▶ [The problem]: Identify every line in the records below that contains the word "image", and reproduce each one.

◇ ◇ ◇

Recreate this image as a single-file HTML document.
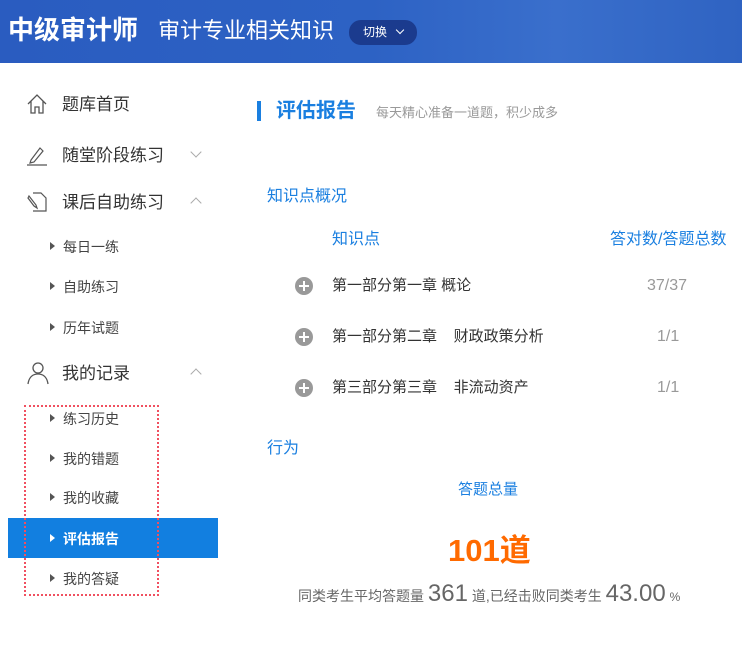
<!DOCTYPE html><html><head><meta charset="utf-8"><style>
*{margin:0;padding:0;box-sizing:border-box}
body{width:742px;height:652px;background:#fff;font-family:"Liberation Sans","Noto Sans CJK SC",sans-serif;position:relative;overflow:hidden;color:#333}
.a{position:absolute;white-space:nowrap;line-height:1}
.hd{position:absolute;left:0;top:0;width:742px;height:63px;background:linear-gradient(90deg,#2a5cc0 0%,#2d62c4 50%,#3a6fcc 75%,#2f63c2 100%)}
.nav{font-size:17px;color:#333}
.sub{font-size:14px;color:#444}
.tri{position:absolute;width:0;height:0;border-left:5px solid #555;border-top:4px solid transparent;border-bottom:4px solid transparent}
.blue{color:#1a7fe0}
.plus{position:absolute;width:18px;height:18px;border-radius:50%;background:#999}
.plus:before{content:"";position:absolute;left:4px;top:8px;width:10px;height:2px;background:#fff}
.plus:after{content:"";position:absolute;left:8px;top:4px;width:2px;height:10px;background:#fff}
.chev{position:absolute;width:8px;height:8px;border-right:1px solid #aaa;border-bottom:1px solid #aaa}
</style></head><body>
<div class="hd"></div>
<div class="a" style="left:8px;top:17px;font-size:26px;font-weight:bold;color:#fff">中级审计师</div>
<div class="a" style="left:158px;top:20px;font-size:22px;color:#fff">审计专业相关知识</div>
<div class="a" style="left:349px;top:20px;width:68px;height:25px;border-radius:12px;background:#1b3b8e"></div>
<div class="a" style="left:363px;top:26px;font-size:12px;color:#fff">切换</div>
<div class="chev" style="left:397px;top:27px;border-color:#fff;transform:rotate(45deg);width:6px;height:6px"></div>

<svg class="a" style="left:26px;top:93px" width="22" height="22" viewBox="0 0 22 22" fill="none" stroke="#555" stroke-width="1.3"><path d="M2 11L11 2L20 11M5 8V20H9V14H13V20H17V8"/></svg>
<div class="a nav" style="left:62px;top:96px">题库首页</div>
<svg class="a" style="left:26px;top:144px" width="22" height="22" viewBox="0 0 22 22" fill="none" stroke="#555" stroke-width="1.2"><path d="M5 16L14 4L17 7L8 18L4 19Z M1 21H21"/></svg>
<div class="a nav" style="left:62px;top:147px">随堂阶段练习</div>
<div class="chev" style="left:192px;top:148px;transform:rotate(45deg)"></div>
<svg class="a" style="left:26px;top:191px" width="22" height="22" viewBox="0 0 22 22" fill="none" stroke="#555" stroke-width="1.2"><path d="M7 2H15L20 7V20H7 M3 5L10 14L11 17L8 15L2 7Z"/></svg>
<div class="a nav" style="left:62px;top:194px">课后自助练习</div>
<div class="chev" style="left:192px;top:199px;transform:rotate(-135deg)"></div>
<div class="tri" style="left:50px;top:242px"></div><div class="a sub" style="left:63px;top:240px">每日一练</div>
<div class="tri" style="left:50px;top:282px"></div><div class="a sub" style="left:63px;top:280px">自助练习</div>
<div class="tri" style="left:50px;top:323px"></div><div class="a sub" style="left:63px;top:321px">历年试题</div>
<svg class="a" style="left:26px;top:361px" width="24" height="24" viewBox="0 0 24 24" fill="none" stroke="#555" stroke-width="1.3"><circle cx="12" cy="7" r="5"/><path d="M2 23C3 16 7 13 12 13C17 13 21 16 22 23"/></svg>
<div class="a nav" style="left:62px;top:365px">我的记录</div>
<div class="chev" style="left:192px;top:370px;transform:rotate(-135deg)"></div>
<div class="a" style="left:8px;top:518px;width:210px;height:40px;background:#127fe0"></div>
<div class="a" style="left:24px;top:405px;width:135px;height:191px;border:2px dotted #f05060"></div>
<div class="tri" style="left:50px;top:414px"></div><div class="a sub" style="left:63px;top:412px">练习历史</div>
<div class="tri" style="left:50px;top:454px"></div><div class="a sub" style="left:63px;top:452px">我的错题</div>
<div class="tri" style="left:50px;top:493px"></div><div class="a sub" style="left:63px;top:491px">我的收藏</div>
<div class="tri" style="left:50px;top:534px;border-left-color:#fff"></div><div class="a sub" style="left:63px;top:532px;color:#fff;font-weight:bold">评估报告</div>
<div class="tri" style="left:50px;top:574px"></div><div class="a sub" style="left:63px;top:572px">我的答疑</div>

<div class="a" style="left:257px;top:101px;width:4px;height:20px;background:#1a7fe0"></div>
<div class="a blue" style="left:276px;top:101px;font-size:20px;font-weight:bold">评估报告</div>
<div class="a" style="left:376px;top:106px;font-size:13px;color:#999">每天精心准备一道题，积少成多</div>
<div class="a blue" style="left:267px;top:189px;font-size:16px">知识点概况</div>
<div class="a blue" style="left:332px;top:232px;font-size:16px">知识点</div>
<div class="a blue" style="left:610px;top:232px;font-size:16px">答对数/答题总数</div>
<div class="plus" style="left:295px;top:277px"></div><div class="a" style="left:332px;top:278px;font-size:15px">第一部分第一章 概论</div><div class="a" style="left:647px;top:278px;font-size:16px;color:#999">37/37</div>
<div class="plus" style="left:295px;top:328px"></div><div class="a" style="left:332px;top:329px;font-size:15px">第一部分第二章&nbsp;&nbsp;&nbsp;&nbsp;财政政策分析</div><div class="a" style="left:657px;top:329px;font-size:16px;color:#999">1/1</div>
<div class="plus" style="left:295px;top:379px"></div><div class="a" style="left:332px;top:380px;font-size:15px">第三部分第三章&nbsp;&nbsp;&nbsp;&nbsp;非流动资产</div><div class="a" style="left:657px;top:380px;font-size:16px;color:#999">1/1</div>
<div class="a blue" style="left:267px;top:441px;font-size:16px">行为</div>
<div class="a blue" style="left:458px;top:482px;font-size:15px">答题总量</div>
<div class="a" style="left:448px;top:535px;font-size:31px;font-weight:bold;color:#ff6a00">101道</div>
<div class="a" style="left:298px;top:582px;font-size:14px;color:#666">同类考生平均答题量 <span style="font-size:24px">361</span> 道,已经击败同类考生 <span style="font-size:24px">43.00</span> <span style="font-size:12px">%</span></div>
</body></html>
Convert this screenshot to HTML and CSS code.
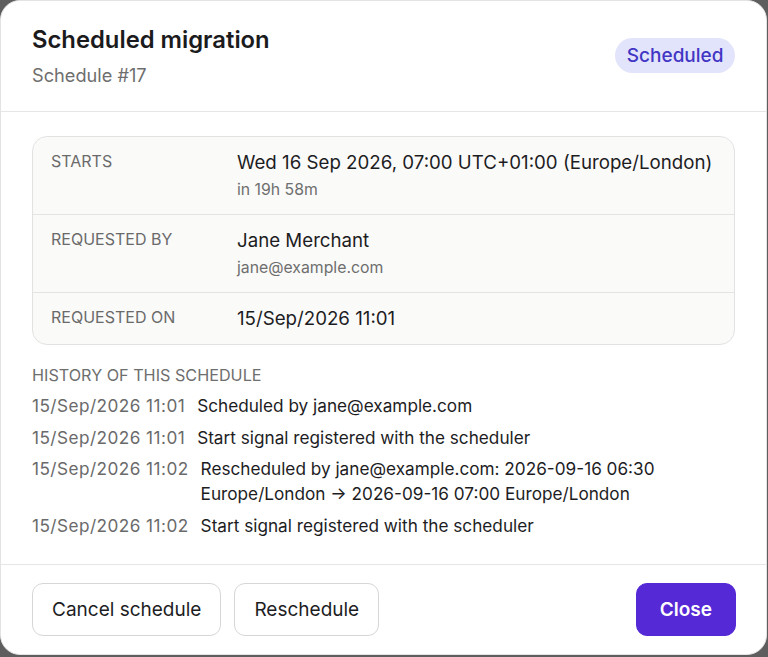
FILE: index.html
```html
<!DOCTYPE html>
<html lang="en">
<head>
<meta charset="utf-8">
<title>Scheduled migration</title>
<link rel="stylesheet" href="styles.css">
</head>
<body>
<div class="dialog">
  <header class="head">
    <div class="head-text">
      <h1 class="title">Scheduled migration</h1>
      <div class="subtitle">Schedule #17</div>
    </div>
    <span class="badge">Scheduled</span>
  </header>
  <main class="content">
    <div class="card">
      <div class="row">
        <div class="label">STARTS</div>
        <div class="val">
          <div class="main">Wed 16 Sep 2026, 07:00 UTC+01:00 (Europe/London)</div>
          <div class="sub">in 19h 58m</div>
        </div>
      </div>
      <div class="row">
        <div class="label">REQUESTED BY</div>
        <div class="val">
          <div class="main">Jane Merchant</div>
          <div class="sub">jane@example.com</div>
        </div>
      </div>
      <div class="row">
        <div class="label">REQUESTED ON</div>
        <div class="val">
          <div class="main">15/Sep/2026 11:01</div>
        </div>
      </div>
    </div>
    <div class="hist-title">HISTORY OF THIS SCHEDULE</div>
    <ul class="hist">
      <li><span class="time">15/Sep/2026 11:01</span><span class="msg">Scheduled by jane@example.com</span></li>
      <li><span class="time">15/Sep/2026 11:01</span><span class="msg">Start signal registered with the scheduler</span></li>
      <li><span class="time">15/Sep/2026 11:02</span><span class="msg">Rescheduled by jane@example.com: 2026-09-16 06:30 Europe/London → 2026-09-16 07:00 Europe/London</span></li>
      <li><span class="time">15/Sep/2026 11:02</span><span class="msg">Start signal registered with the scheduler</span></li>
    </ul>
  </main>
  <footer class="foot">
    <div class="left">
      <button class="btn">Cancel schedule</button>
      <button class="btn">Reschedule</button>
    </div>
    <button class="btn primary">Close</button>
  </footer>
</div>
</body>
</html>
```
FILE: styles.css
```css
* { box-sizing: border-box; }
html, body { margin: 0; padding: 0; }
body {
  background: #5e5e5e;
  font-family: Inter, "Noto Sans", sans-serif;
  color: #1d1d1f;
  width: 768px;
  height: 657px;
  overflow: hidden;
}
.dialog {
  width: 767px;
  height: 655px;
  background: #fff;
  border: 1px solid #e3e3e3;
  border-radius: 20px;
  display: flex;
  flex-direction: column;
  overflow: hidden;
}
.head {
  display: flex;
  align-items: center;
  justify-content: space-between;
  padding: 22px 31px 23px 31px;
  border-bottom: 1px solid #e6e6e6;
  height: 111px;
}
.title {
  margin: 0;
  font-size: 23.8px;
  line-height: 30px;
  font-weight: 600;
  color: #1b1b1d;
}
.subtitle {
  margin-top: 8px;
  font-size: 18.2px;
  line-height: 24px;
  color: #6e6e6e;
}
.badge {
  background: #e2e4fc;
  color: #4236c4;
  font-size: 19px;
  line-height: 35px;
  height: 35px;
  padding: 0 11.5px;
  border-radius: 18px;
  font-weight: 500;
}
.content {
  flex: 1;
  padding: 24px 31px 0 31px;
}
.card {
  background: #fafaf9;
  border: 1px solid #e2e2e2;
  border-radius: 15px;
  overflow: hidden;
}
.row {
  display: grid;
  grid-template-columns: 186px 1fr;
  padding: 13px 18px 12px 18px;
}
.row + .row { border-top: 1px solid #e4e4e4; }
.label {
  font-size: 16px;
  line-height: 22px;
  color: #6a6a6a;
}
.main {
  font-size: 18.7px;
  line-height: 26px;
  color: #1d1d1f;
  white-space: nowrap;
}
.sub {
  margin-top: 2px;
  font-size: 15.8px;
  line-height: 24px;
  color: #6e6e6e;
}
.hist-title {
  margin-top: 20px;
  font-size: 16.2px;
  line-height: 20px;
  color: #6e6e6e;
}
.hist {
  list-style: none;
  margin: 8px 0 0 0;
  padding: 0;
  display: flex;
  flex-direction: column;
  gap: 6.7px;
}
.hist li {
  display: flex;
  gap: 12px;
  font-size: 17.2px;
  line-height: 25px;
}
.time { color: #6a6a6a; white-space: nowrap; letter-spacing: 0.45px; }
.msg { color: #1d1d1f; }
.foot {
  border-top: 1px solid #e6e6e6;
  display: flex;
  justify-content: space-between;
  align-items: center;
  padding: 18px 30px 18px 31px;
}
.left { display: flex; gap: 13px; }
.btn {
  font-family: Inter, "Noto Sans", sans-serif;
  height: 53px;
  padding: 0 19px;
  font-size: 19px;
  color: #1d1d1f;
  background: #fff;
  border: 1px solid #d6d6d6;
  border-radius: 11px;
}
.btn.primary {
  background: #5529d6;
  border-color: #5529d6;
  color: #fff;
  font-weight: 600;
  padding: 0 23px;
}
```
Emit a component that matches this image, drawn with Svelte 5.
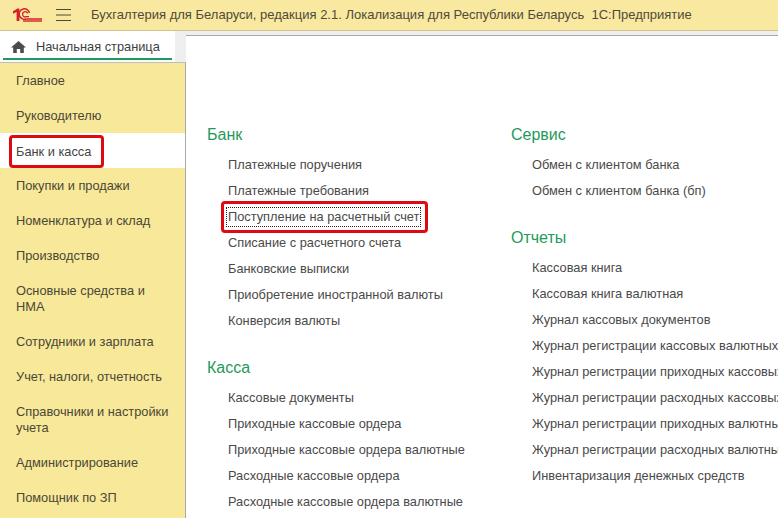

◇ ◇ ◇

▶ [Task answer]:
Recreate this image as a single-file HTML document.
Emit a component that matches this image, drawn with Svelte 5.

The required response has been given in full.